Kein Knarren, kein Quietschen

Sent from liedersaenger’s Freewrite
Die Welt, in der wir leben, ist nicht anschaulich. Man kann aber versuchen, irgendeine befriedigende Erklärung für rätselhafte Phänomene zu finden. 

 

Seit meinem Rückzug ins Private ist die Welt nicht unbedingt besser geworden. Das habe ich auch nicht erwartet. Ich muss sogar sagen, ich hatte Schlimmeres befürchtet. Aber selbst inmitten des zänkischen Bergvolks, unter dem ich meine Zuflucht gefunden habe, lässt es sich noch einigermaßen bequem leben. Wenn man die Bequemlichkeit schätzt, ist das schon allerhand. Ich weiß noch, dass mir die Bequemlichkeit schon immer sehr wichtig war. Ich war kein abenteuerlustiges Kind. Wenn es mein schon damals gut gefüllter Terminkanlender zuließ, machte ich es mir lieber zu Hause gemütlich. Als Lektüre hatte ich ein einziges Walt Diesneys Lustiges Taschenbuch, das Tante Hannelore irgendwie über die Grenze gebracht hatte.

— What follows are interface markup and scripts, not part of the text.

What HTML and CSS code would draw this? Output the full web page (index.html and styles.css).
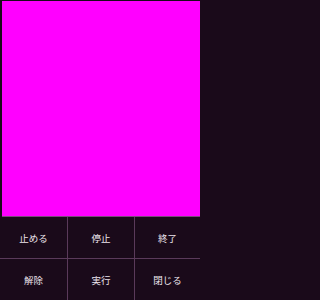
FILE: index.html
```html
<!DOCTYPE html>
<html lang="ja">
<head>
<meta charset="utf-8">
<link rel="stylesheet" href="styles.css">
</head>
<body>
<div class="screen">
  <div class="canvas"></div>
  <div class="menu">
    <div class="item">止める</div>
    <div class="item">停止</div>
    <div class="item">終了</div>
    <div class="item">解除</div>
    <div class="item">実行</div>
    <div class="item">閉じる</div>
  </div>
</div>
</body>
</html>
```
FILE: styles.css
```css
html, body {
  margin: 0;
  padding: 0;
  background: #1a0a1a;
}
.screen {
  width: 200px;
  height: 300px;
  display: flex;
  flex-direction: column;
  background: #1a0a1a;
}
.canvas {
  height: 215px;
  margin: 1px 0 0 2px;
  background: #ff00ff;
  border-bottom: 1px solid #7a4a7a;
}
.menu {
  flex: 1;
  display: grid;
  grid-template-columns: 68px 67px 1fr;
  grid-template-rows: 42px 1fr;
  background: #1a0a1a;
}
.item {
  display: flex;
  align-items: center;
  justify-content: center;
  color: #ece4ec;
  font-family: "Noto Sans CJK JP", sans-serif;
  font-size: 9.5px;
  border-right: 1px solid #5a3a5a;
  border-bottom: 1px solid #5a3a5a;
}
.item:nth-child(3n) {
  border-right: none;
}
.item:nth-child(n+4) {
  border-bottom: none;
}
```
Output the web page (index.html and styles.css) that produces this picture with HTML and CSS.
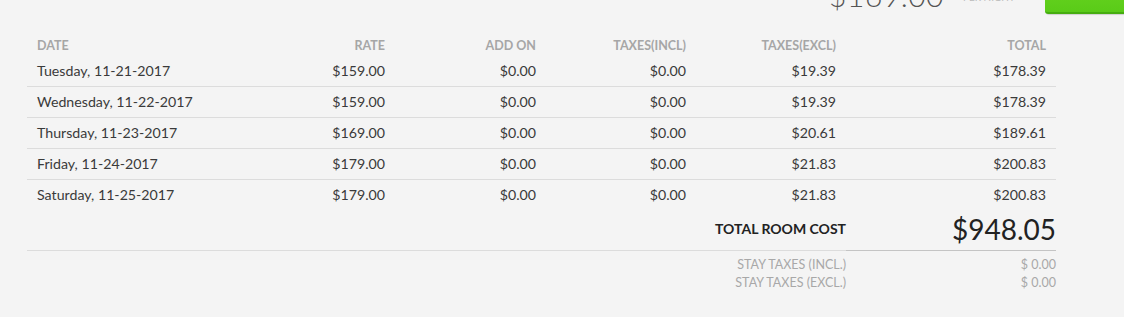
FILE: index.html
```html
<!DOCTYPE html>
<html>
<head>
<meta charset="utf-8">
<link rel="stylesheet" href="styles.css">
</head>
<body>
<div class="page">
  <div class="topbar">
    <div class="night-price">$169.00</div>
    <div class="per-night">PER NIGHT</div>
    <div class="book-btn"></div>
  </div>
  <table class="rates">
    <colgroup>
      <col class="c-date"><col class="c-mid"><col class="c-mid2"><col class="c-mid"><col class="c-mid"><col class="c-total">
    </colgroup>
    <thead>
      <tr><th class="l">DATE</th><th>RATE</th><th>ADD ON</th><th>TAXES(INCL)</th><th>TAXES(EXCL)</th><th>TOTAL</th></tr>
    </thead>
    <tbody>
      <tr><td class="l">Tuesday, 11-21-2017</td><td>$159.00</td><td>$0.00</td><td>$0.00</td><td>$19.39</td><td>$178.39</td></tr>
      <tr><td class="l">Wednesday, 11-22-2017</td><td>$159.00</td><td>$0.00</td><td>$0.00</td><td>$19.39</td><td>$178.39</td></tr>
      <tr><td class="l">Thursday, 11-23-2017</td><td>$169.00</td><td>$0.00</td><td>$0.00</td><td>$20.61</td><td>$189.61</td></tr>
      <tr><td class="l">Friday, 11-24-2017</td><td>$179.00</td><td>$0.00</td><td>$0.00</td><td>$21.83</td><td>$200.83</td></tr>
      <tr><td class="l">Saturday, 11-25-2017</td><td>$179.00</td><td>$0.00</td><td>$0.00</td><td>$21.83</td><td>$200.83</td></tr>
    </tbody>
  </table>
  <div class="summary">
    <div class="sum-row total-row">
      <div class="sum-label">TOTAL ROOM COST</div>
      <div class="sum-value">$948.05</div>
    </div>
    <div class="taxes">
      <div class="sum-row tax-row">
        <div class="sum-label">STAY TAXES (INCL.)</div>
        <div class="sum-value">$ 0.00</div>
      </div>
      <div class="sum-row tax-row">
        <div class="sum-label">STAY TAXES (EXCL.)</div>
        <div class="sum-value">$ 0.00</div>
      </div>
    </div>
  </div>
</div>
</body>
</html>
```

FILE: styles.css
```css
html, body {
  margin: 0;
  padding: 0;
  background: #f4f4f4;
}
body {
  font-family: Lato, "Open Sans", sans-serif;
  color: #333;
  overflow: hidden;
}
.page {
  width: 1124px;
}
.topbar {
  display: flex;
  justify-content: flex-end;
  align-items: flex-start;
  height: 55px;
  margin-top: -20px;
}
.night-price {
  font-size: 30px;
  font-weight: 300;
  line-height: 30px;
  color: #555;
  margin-top: 0px;
  letter-spacing: 0.5px;
}
.per-night {
  font-size: 10px;
  line-height: 12px;
  color: #bbb;
  margin-left: 19px;
  margin-top: 11px;
  width: 82px;
}
.book-btn {
  width: 79px;
  height: 32px;
  background: linear-gradient(#6ad522, #5acb18);
  border-bottom: 2px solid #46ad10;
  border-radius: 0 0 0 3px;
  box-shadow: 1px 1px 1px rgba(0,0,0,0.15);
}
.rates {
  margin-left: 27px;
  width: 1029px;
  table-layout: fixed;
  border-collapse: collapse;
  border-spacing: 0;
}
.c-date { width: 218px; }
.c-mid { width: 150px; }
.c-mid2 { width: 151px; }
.c-total { width: 210px; }
.rates th {
  font-size: 12.5px;
  font-weight: 700;
  color: #a6a6a6;
  line-height: 15px;
  padding: 3px 10px;
  text-align: right;
}
.rates td {
  font-size: 14.2px;
  line-height: 20px;
  padding: 5px 10px;
  text-align: right;
  color: #3a3a3a;
  white-space: nowrap;
}
.rates .l { text-align: left; }
.rates tbody tr + tr td {
  border-top: 1px solid #dcdcdc;
}
.summary {
  margin-left: 27px;
  width: 1029px;
}
.sum-row {
  display: flex;
  align-items: center;
}
.sum-label {
  flex: 1;
  text-align: right;
}
.sum-value {
  width: 210px;
  text-align: right;
}
.total-row {
  height: 40px;
}
.total-row .sum-label {
  font-size: 14px;
  font-weight: 700;
  color: #222;
  height: 40px;
  line-height: 38px;
  border-bottom: 1px solid #dcdcdc;
}
.total-row .sum-value {
  font-size: 28px;
  color: #222;
  height: 40px;
  line-height: 38px;
  border-bottom: 1px solid #c4c4c4;
}
.taxes {
  padding-top: 6px;
}
.tax-row {
  font-size: 12.5px;
  line-height: 18px;
  color: #a8a8a8;
}
```
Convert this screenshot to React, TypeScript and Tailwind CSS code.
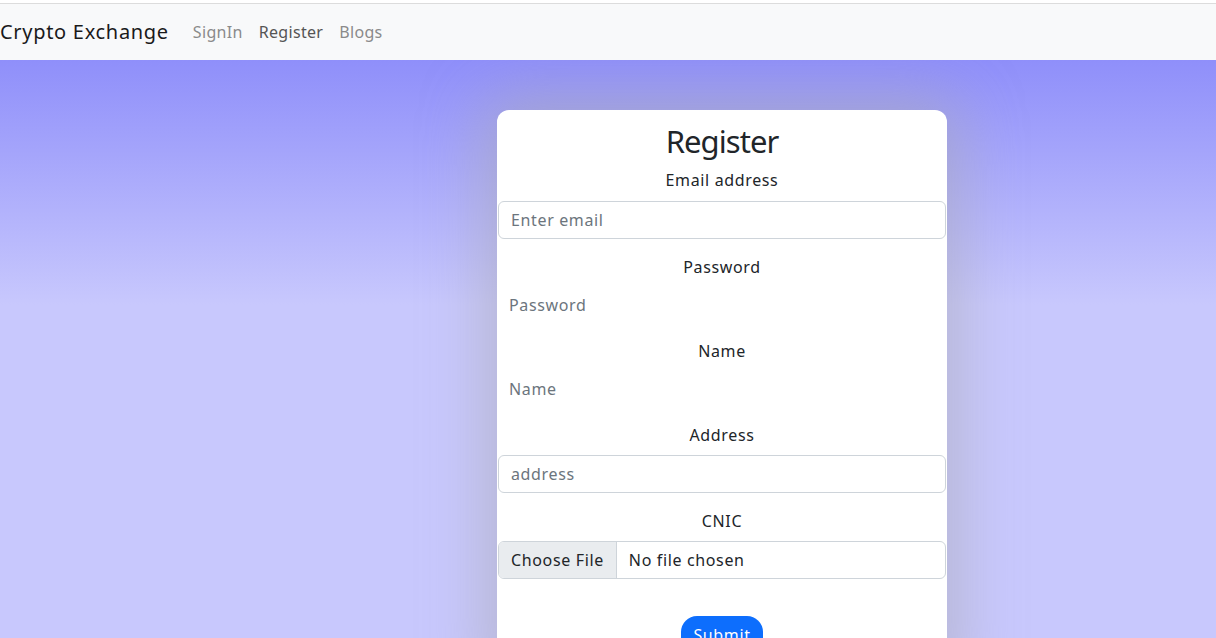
import React from "react";

export default function App() {
  const font = { fontFamily: '"Noto Sans", "Open Sans", sans-serif' };
  return (
    <div className="min-h-[638px] w-full bg-white tracking-[0.04em] text-[#212529]" style={font}>
      <div className="h-[3px] bg-white" />
      <div className="h-px bg-[#dcdcdc]" />
      <nav className="flex h-[56px] items-center bg-[#f8f9fa] pb-px">
        <span className="mr-4 text-[20px] tracking-[0.035em] text-[#1a1a1a]">Crypto Exchange</span>
        <span className="px-2 text-[16px] tracking-[0.02em] text-[#8a8a8a]">SignIn</span>
        <span className="px-2 text-[16px] tracking-[0.02em] text-[#555555]">Register</span>
        <span className="px-2 text-[16px] tracking-[0.02em] text-[#8a8a8a]">Blogs</span>
      </nav>
      <main className="h-[578px] overflow-hidden bg-[linear-gradient(to_bottom,#8f8ffa_0px,#c8c8fd_245px,#c8c8fd_100%)] pt-[50px]">
        <div className="ml-[497px] w-[450px] rounded-[12px] bg-white pt-[12px] pb-6 text-center shadow-[0_0_60px_12px_rgba(170,170,180,0.6)]">
          <h2 className="mb-2 text-[31px] leading-[38px] tracking-[-0.03em] text-[#212529]">Register</h2>
          <div className="mb-[9px] text-[16px] leading-6">Email address</div>
          <div className="mb-4 px-px">
            <div className="flex h-[38px] items-center rounded-[6px] border border-[#ced4da] px-3 pb-px text-left text-[16px] text-[#6c757d]">Enter email</div>
          </div>
          <div className="mb-2 text-[16px] leading-6">Password</div>
          <div className="mb-4 flex h-[36px] items-center px-3 pb-px text-left text-[16px] text-[#6c757d]">Password</div>
          <div className="mb-2 text-[16px] leading-6">Name</div>
          <div className="mb-4 flex h-[36px] items-center px-3 pb-px text-left text-[16px] text-[#6c757d]">Name</div>
          <div className="mb-2 text-[16px] leading-6">Address</div>
          <div className="mb-4 px-px">
            <div className="flex h-[38px] items-center rounded-[6px] border border-[#ced4da] px-3 pb-px text-left text-[16px] text-[#6c757d]">address</div>
          </div>
          <div className="mb-2 text-[16px] leading-6">CNIC</div>
          <div className="px-px">
            <div className="flex h-[38px] items-stretch overflow-hidden rounded-[6px] border border-[#ced4da] text-left text-[16px] text-[#212529]">
              <div className="flex items-center border-r border-[#ced4da] bg-[#e9ecef] px-3 pb-px">Choose File</div>
              <div className="flex items-center px-3 pb-px">No file chosen</div>
            </div>
          </div>
          <div className="mt-[37px] flex justify-center">
            <button className="h-[38px] rounded-[16px] bg-[#0d6efd] px-3 text-[16px] tracking-[0.04em] text-white">Submit</button>
          </div>
        </div>
      </main>
    </div>
  );
}
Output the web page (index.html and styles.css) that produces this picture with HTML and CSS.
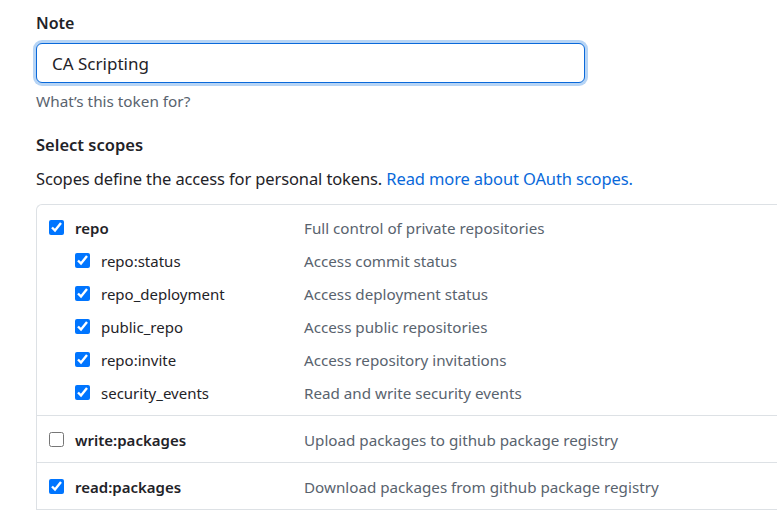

Mit dieser Grenze verhielt es sich für mich, wie mit der Grenze des Universums: Ich bekam sie nie zu Gesicht und fühlte mich daher auch nicht an meiner Freiheit beschnitten. Beim Universum liegt der Grund dafür freilich in der Krümmung des Raumes, während die innerdeutsche Grenze durch Sperrgebiete vor der Inaugenscheinnahme durch die Begrenzten geschützt war. Beim Versuch, mir den gekrümmten Raum vorzustellen, stoße ich auch wieder ganz schnell an Grenzen. Die Auswirkungen dieses Phänomens bekommt man allerdings ständig zu spüren.

Es begann damit, dass die Wohnzimmertür knarrte. Das tat sie so laut, dass man sie nicht mehr unbemerkt schließen konnte, selbst wenn man sie nur anlehnen wollte. Das ist in einem Haushalt, in dem immer irgendwo ein kleines Kind schlafen soll, schon ein deutliches Manko. Dann ließ das Knarren zwar nach, dafür fing die Tür jetzt an zu quietschen. Zum Glück verfügt meine schöne Geliebte immer über ein Fläschchen feinstes Manschinenöl, wahrscheinlich um damit die Ventile ihres Holzblasinstruments leichtgängig zu halten. Ich hängte die Tür aus und bestrich die Scharniere mit dem Gleitmittel. Nachdem ich das Brett glücklich wieder eingehängt hatte, war nun die Raumkrümmung einwandfrei messbar. Völlig geräuschlos schwang das Türblatt gegen die Wand und ließ sich uneingeklinkt nicht mehr schließen. Ich hatte jetzt eine binäre Tür, die nur noch zwei Zustände kannte: Auf oder zu. Kein Knarren, Kein Quietschen.

Kein Knarren, kein Quietschen.pdf

Eine Antwort

  1. Avatar von Ulf Renner

    „Die Welt in der wir leben ist nicht anschaulich…“ ist ein bisschen missverständlich formuliert. Die Welt ist schon recht anschaulich. Die grundlegenden Gesetze nach denen sie funktioniert sind es aber nicht.